— start of Material supplied —
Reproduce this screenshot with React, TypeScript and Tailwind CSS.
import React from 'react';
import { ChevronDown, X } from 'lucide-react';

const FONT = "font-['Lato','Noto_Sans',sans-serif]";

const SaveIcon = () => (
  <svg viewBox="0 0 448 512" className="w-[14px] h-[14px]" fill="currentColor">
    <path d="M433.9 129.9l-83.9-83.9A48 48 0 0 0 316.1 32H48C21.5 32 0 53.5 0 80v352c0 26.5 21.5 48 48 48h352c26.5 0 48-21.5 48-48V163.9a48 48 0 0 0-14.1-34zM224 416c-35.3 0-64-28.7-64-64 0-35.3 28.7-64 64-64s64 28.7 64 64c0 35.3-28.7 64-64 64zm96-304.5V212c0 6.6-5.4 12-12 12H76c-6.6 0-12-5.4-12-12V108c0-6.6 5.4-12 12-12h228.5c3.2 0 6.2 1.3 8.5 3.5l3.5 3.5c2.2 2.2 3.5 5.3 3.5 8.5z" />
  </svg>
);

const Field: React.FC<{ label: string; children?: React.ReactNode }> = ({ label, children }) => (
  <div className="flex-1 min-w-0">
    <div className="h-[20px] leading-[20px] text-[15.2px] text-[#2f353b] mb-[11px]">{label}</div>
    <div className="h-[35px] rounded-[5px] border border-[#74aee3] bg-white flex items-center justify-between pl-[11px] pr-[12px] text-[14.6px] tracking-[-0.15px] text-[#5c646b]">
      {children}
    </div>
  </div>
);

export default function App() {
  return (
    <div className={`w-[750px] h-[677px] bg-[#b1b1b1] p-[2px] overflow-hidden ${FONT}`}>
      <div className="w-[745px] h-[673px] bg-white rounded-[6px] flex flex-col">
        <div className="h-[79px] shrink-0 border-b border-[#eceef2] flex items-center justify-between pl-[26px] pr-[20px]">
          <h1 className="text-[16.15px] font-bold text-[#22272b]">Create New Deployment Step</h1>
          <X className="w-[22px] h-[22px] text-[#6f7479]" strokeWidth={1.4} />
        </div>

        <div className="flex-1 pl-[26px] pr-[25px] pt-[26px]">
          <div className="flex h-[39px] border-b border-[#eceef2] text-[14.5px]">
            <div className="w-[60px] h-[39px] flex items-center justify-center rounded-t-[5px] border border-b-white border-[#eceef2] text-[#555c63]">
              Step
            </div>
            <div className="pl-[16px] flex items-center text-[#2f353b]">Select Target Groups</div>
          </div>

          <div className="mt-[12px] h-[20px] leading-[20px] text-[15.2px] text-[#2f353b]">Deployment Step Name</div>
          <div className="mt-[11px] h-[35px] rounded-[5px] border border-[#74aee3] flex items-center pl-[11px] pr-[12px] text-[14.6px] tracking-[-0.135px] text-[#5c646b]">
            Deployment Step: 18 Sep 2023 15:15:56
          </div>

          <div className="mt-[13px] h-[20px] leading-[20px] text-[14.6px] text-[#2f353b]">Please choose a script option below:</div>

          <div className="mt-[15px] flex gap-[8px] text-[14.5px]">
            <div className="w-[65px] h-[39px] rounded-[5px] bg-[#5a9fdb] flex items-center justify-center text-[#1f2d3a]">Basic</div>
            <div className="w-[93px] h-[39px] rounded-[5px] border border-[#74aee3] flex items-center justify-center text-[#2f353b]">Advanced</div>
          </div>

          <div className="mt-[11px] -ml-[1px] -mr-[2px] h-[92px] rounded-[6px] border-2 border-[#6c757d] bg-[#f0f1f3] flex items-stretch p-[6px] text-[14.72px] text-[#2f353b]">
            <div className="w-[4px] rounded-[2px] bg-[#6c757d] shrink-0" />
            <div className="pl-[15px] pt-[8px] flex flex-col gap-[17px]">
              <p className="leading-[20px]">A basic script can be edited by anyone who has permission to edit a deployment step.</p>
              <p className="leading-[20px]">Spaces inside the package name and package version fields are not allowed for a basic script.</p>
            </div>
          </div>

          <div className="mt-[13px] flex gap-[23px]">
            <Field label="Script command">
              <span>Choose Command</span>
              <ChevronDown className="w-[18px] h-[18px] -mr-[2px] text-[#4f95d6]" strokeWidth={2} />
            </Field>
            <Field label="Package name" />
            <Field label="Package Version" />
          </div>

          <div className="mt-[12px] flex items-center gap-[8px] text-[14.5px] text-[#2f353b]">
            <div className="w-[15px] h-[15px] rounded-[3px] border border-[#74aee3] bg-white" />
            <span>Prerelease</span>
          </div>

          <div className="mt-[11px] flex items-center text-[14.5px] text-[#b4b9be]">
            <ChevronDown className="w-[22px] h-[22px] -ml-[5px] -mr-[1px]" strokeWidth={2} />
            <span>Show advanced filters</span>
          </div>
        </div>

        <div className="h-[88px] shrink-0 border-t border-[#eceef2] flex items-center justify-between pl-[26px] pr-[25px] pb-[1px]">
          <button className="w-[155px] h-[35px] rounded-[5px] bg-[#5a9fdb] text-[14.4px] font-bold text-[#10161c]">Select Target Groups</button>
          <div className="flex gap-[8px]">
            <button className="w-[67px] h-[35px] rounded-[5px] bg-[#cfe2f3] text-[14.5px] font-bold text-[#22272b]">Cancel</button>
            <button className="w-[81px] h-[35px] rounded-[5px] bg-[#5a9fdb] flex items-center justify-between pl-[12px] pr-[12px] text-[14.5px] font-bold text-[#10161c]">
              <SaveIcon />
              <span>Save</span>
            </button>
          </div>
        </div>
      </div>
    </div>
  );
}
— end of Material supplied —
— start of Material supplied —
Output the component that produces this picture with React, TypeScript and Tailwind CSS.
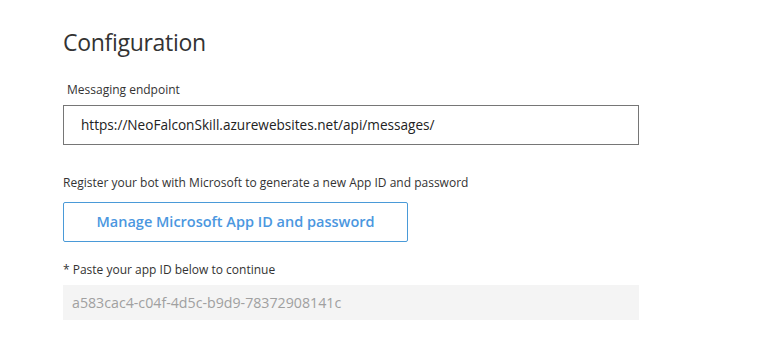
— end of Material supplied —
• [Task to complete] For this exercise, gather every line of the data that contains the word "TypeScript".

• [Response to the task]
Reproduce this screenshot with React, TypeScript and Tailwind CSS.
Output the component that produces this picture with React, TypeScript and Tailwind CSS.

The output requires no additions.